Malheureusement. Mais je compte sur vous pour expliquer les choses et faire comprendre pourquoi, on ne peut pas rembourser. Dans la 3ème phase, on a dû mettre en place une Commission ici à l’interne pour regarder tous les dossiers qui ont été validés par le Cabinet. J’ai reçu une première évaluation, il y a quelques jours, sur les contrats ou les marchés, où il y avait une ligne budgétaire. Donc, c’était prévu dans le budget. Mais, sur pratiquement 5 milliards de Fcfa [c’était 4 milliards 600 Fcfa et quelque], on n’a validé que 553 millions de Fcfa. Il y a une 2ème évaluation qui est arrivée. Je pense quasiment que tout a été rejeté. On ne peut pas faire payer à l’Etat ce qu’il n’a pas à payer. Il y en a qui ont profité de la situation, qui ont voulu abuser, mais il faut être vigilant, c’est tout.
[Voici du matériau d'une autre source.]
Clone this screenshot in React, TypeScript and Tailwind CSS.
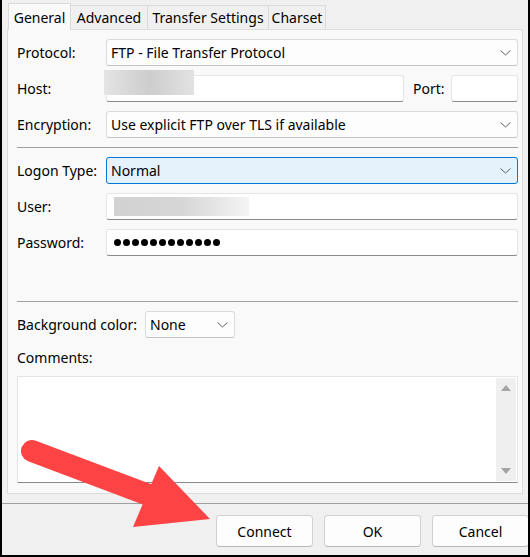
import React from "react";

const FONT = { fontFamily: '"Noto Sans", "Open Sans", sans-serif' };

// Small down chevron used in the combo boxes
const Chevron = () => (
  <svg width="11" height="6" viewBox="0 0 11 6" className="shrink-0">
    <path d="M0.5 0.5 L5.5 5 L10.5 0.5" fill="none" stroke="#606060" strokeWidth="1" />
  </svg>
);

const Select = ({ value, active = false, className = "" }: { value: string; active?: boolean; className?: string }) => (
  <div
    className={
      "h-[27px] flex items-center justify-between pl-[4px] pr-[6px] rounded-[3px] border " +
      (active ? "bg-[#e5f1fb] border-[#0078d4]" : "bg-[#fdfdfd] border-[#dcdcdc] border-b-[#c4c4c4]") +
      " " +
      className
    }
  >
    <span className="leading-none">{value}</span>
    <Chevron />
  </div>
);

const Input = ({ className = "", children }: { className?: string; children?: React.ReactNode }) => (
  <div
    className={
      "h-[27px] flex items-center px-[7px] bg-white rounded-[3px] border border-[#e5e5e5] border-b-[#8a8a8a] " + className
    }
  >
    {children}
  </div>
);

const Row = ({ label, children, className = "" }: { label: string; children: React.ReactNode; className?: string }) => (
  <div className={"flex items-center " + className}>
    <span className="w-[89px] shrink-0">{label}</span>
    <div className="flex-1">{children}</div>
  </div>
);

const tabs = [
  { name: "Advanced", w: "w-[77px]" },
  { name: "Transfer Settings", w: "w-[121px]" },
  { name: "Charset", w: "w-[57px]" },
];

export default function App() {
  return (
    <div
      className="relative w-[530px] h-[557px] bg-[#f0f0f0] border-x-2 border-b-2 border-black overflow-hidden flex flex-col text-[14px] text-black"
      style={FONT}
    >
      {/* Tabs */}
      <div className="h-[29px] flex items-end pl-[6px] shrink-0">
        <div className="h-[27px] w-[63px] bg-[#f9f9f9] border border-b-0 border-[#d9d9d9] flex items-center justify-center relative top-px z-10">
          General
        </div>
        {tabs.map((t) => (
          <div
            key={t.name}
            className={t.w + " h-[24px] border border-l-0 border-b-0 border-[#dadada] flex items-center justify-center"}
          >
            {t.name}
          </div>
        ))}
      </div>

      {/* Panel */}
      <div className="ml-[5px] w-[516px] h-[465px] shrink-0 bg-[#f9f9f9] border border-[#dcdcdc] pl-[9px] pr-[4px] pt-[9px] flex flex-col">
        <Row label="Protocol:">
          <Select value="FTP - File Transfer Protocol" />
        </Row>
        <div className="flex items-center mt-[9px]">
          <span className="w-[89px] shrink-0">Host:</span>
          <Input className="w-[298px]" />
          <span className="ml-[9px] w-[38px]">Port:</span>
          <Input className="flex-1" />
        </div>
        <Row label="Encryption:" className="mt-[9px]">
          <Select value="Use explicit FTP over TLS if available" />
        </Row>

        <div className="mt-[9px] h-px bg-[#a0a0a0]" />

        <Row label="Logon Type:" className="mt-[9px]">
          <Select value="Normal" active />
        </Row>
        <Row label="User:" className="mt-[9px]">
          <Input>
            <div className="w-[135px] h-[19px] bg-gradient-to-r from-[#d2d2d2] via-[#d6d6d6] to-[#f4f4f4]" />
          </Input>
        </Row>
        <Row label="Password:" className="mt-[9px]">
          <Input>
            <div className="flex gap-[2px]">
              {Array.from({ length: 12 }).map((_, i) => (
                <span key={i} className="w-[7px] h-[7px] rounded-full bg-black" />
              ))}
            </div>
          </Input>
        </Row>

        <div className="mt-[45px] h-px bg-[#a0a0a0]" />

        <div className="mt-[9px] flex items-center">
          <span className="w-[128px] shrink-0">Background color:</span>
          <Select value="None" className="w-[90px]" />
        </div>
        <div className="mt-[9px] h-[20px] flex items-center">Comments:</div>
        <div className="mt-[9px] h-[107px] bg-white border border-[#e5e5e5] border-b-[#8a8a8a] flex justify-end">
          <div className="w-[20px] my-px mr-px bg-[#efefef] flex flex-col items-center justify-between py-[7px]">
            <svg width="10" height="6" viewBox="0 0 10 6">
              <path d="M0 6 L5 0 L10 6 Z" fill="#a3a3a3" />
            </svg>
            <svg width="10" height="6" viewBox="0 0 10 6">
              <path d="M0 0 L10 0 L5 6 Z" fill="#a3a3a3" />
            </svg>
          </div>
        </div>
      </div>

      {/* Bottom bar */}
      <div className="mt-[9px] h-px bg-[#a0a0a0] shrink-0" />
      <div className="flex gap-[11px] pl-[214px] mt-[11px]">
        {["Connect", "OK", "Cancel"].map((b) => (
          <div
            key={b}
            className="w-[97px] h-[32px] shrink-0 rounded-[4px] bg-[#fdfdfd] border border-[#d0d0d0] border-b-[#b8b8b8] flex items-center justify-center"
          >
            {b}
          </div>
        ))}
      </div>

      {/* Blurred host value */}
      <div className="absolute left-[102px] top-[70px] w-[90px] h-[25px] bg-gradient-to-r from-[#e4e4e4] via-[#cdcdcd] to-[#e2e2e2]" />

      {/* Red annotation arrow */}
      <svg className="absolute left-0 top-0 pointer-events-none" width="530" height="557" viewBox="0 0 530 557">
        <line x1="30" y1="451" x2="160" y2="500" stroke="#fd4343" strokeWidth="22" strokeLinecap="round" />
        <polygon points="157,466 131,527 208,519" fill="#fd4343" />
      </svg>
    </div>
  );
}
Comment gérez-vous la question des exonérations ?
Là aussi, c’est un sujet sensible sur lequel je ne suis pas nécessairement bien compris aussi. Mais il faut que les gens comprennent que les exonérations, ce sont des dépenses fiscales pour l’Etat, c’est du manque- à-gagner pour l’Etat. On renonce à un dû, on renonce à de l’argent, pour permettre quelque chose. Au début, on faisait des exonérations pour que le secteur privé puisse se développer dans notre pays, s’installer pour faire des productions. Les exonérations étaient subordonnées à des investissements ou à de la création d’emploi. On se rend compte que l’Etat exonère, mais ceux qui en bénéficient, ne remplissent pas leurs obligations. Il y a des exonérations qui sont légales, qui sont liées au Code minier, au Code des investissements, au Code général des impôts. Mais il y a d’autres qui ne le sont pas, mais qui sont de la discrétion du ministre, et il faut aller vers leur déduction. En 2013, les exonérations, quand vous rajoutez tout, étaient estimées à 455 milliards de Fcfa. C’est énorme ! C’est ¼ de notre budget ! Et ça, pour pratiquement pas grand-chose, je dirais. On peut prendre cet argent et le mettre dans d’autres choses. Le travail de maîtrise des exonérations s’est fait avant moi, je ne peux pas réclamer la paternité. C’est Mme Bouaré qui a commencé, en mettant en place un fichier central des exonérations en 2013, qui permet de faire un lien entre la Douane et les Impôts, pour tracer les exos, et voir les exos qui ont été attribuées : qu’est-ce qui a été fait avec ces exos. Cela a permis de réduire en partie les exos. Aujourd’hui, on est à 288 milliards de Fcfa en valeur d’exos au titre de l’année 2015, ça ne peut pas continuer. Moi, je me suis engagé à faire en sorte que ces exonérations soient réduites de façon substantielle. Qu’on arrive à des hauteurs, peut-être, d’une centaine de millions de Fcfa. En tout cas, au maximum 150 millions de Fcfa, pour que l’argent que nous gagnons dans ça, soit réinvesti dans les projets d’investissement et de développement. Sinon, on ne s’en sortira pas. Ça passe par des décisions difficiles.
Par exemple, cette année, à la veille du mois de Ramadan, on n’a pas voulu faire d’exonérations sur l’importation du riz, du sucre, des denrées alimentaires. En fait, la réalité est qu’on n’en avait même pas besoin, parce que le marché est déjà inondé de riz et de sucre. Ce sont des décisions difficiles. Même si les commerçants et certains députés ne sont pas contents, on assume. Quelqu’un me disait qu’un ministre de l’Economie et des Finances, qui est aimé, est un très mauvais ministre. Donc, ça ne me fait pas mal de ne pas être aimé. Ça veut dire quelque part qu’on est en train de faire le travail qu’il faut. Il faut qu’on sorte des exos. Il y a des exos qui sont normales, qu’il faut donner, mais il y a certaines qui ne valent pas la peine. Mais, comme je l’ai dit, elles sont discrétionnaires aussi.